Once the methane emissions of fossil gas extraction, purification, transmission, refrigeration and compression, transportation, distribution and consumer appliances are factored in to the GHG equation, and using a ten or twenty year time horizon for emissions, it's clear that burning fossil gas to produce electricity and heat is typically worse than burning coal to produce electricity.

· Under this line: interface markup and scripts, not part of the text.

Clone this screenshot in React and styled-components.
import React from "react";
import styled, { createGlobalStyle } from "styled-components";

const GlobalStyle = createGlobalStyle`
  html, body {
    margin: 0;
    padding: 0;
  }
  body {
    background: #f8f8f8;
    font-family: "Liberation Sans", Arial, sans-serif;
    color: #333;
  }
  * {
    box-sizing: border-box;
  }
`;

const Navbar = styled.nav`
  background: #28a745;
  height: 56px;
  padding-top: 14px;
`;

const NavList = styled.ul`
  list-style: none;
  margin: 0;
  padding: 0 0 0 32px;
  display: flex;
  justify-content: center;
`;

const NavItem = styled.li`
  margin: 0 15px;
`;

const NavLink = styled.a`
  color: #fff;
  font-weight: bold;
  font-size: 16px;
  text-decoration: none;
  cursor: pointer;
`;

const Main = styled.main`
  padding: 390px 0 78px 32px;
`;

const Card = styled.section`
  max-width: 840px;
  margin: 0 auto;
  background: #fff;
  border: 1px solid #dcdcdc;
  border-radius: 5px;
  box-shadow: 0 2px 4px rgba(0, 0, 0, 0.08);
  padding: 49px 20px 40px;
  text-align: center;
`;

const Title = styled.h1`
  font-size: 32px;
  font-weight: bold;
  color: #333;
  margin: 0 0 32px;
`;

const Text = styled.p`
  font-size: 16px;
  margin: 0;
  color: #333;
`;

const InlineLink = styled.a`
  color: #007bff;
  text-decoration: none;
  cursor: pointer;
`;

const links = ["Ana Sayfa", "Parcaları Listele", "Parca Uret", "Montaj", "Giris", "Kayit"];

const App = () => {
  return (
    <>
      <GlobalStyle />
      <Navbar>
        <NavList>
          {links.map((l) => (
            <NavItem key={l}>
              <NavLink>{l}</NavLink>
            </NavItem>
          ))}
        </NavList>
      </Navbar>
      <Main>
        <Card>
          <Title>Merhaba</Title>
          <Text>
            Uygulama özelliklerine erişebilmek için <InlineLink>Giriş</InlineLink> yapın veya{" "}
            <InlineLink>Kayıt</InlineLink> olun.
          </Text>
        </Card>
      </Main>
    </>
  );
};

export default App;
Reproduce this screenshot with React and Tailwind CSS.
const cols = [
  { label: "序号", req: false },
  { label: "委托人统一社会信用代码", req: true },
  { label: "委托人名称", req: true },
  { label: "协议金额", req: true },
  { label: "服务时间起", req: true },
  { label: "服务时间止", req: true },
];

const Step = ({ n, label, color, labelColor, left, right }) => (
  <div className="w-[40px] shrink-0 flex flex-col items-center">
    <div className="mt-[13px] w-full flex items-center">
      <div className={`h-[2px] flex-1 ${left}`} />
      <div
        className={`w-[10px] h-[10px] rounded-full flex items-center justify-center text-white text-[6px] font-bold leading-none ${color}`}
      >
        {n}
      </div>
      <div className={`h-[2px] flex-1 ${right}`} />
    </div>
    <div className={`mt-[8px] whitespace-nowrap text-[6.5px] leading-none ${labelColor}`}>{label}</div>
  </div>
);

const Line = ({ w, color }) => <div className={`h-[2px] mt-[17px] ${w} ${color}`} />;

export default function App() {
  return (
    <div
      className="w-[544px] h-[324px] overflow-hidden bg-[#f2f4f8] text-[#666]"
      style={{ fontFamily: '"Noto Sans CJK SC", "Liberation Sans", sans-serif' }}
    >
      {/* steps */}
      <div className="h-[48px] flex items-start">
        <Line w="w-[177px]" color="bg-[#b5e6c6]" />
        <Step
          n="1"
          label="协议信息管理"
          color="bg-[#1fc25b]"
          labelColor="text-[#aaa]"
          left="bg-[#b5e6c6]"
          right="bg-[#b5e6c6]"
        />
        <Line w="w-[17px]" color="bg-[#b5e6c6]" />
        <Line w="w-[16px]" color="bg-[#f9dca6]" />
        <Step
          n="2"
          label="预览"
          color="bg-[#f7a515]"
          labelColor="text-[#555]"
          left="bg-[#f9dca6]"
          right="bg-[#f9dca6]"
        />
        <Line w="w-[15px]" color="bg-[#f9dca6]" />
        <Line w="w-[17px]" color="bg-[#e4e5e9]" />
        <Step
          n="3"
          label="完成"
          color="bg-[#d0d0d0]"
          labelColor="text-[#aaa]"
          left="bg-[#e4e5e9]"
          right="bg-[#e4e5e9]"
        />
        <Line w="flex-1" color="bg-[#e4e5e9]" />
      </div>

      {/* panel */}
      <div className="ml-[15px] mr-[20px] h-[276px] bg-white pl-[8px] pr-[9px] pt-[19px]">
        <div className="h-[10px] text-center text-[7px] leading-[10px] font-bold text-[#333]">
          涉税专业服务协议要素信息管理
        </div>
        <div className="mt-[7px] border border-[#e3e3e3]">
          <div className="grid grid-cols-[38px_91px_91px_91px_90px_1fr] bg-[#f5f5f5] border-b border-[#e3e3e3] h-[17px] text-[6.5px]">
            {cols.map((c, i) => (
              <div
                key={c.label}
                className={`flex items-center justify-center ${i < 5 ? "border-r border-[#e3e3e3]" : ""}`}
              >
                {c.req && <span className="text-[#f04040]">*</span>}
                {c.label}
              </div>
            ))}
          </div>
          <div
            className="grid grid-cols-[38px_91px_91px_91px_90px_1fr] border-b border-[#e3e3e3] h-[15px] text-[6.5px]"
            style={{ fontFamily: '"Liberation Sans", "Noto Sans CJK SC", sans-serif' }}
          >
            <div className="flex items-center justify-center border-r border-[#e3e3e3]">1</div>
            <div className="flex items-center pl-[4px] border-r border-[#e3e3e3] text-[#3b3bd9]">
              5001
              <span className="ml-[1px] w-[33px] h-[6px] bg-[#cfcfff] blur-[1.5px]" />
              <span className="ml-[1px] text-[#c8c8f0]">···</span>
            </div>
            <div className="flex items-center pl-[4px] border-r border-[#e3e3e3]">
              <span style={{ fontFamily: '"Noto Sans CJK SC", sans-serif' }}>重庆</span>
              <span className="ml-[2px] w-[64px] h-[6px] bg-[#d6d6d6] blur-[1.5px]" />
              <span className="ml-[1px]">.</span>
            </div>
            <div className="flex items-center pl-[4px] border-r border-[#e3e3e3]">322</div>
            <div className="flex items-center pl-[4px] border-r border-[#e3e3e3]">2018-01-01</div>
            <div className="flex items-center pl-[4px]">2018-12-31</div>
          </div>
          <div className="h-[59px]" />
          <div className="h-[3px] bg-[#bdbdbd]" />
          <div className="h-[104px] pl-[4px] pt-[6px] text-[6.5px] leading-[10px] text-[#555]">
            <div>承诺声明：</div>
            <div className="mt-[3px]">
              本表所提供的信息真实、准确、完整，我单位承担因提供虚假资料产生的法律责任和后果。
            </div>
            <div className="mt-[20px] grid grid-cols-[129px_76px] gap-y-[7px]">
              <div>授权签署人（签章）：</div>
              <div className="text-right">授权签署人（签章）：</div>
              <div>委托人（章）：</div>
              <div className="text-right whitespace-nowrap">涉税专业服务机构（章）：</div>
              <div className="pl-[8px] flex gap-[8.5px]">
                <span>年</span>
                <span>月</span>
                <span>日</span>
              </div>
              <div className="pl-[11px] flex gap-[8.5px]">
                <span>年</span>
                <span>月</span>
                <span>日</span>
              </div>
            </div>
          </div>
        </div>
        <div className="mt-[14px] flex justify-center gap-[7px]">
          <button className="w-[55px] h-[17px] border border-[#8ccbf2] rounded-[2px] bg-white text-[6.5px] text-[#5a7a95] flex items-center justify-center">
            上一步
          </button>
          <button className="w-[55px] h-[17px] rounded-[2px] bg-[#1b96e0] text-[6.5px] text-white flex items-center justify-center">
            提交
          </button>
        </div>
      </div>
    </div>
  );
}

The ten and twenty year time horizons are appropriate considerations for fossil gas extraction because climate and ecological tipping points have already been tipped to the best of our scientific knowledge (ice melt, coral reefs for e.g.) and other tipping points are proximate and uncertain (Amazon basin tipping to savanna, & many others) and could quite possibly be tipped in the next 10-20 years,

Bob Howarath co-authored a series of papers starting in about 2008 highlighting the fact that conventional GHG accounting using GWP₁₀₀ time horizons obscures and diminishes the impacts of methane emissions, effectively discounting it when comparing it to coal burning.

James Hansen points to the co-emission of short lived cooling aerosols in coal plants and in diesel engines (think shipping) that produce a "masking" effect for planetary heating, potentially he estimates to 1 ºC of masking. Another reason why replacing coal fired power and diesel engines with LNG/fossil gas is a fools errand.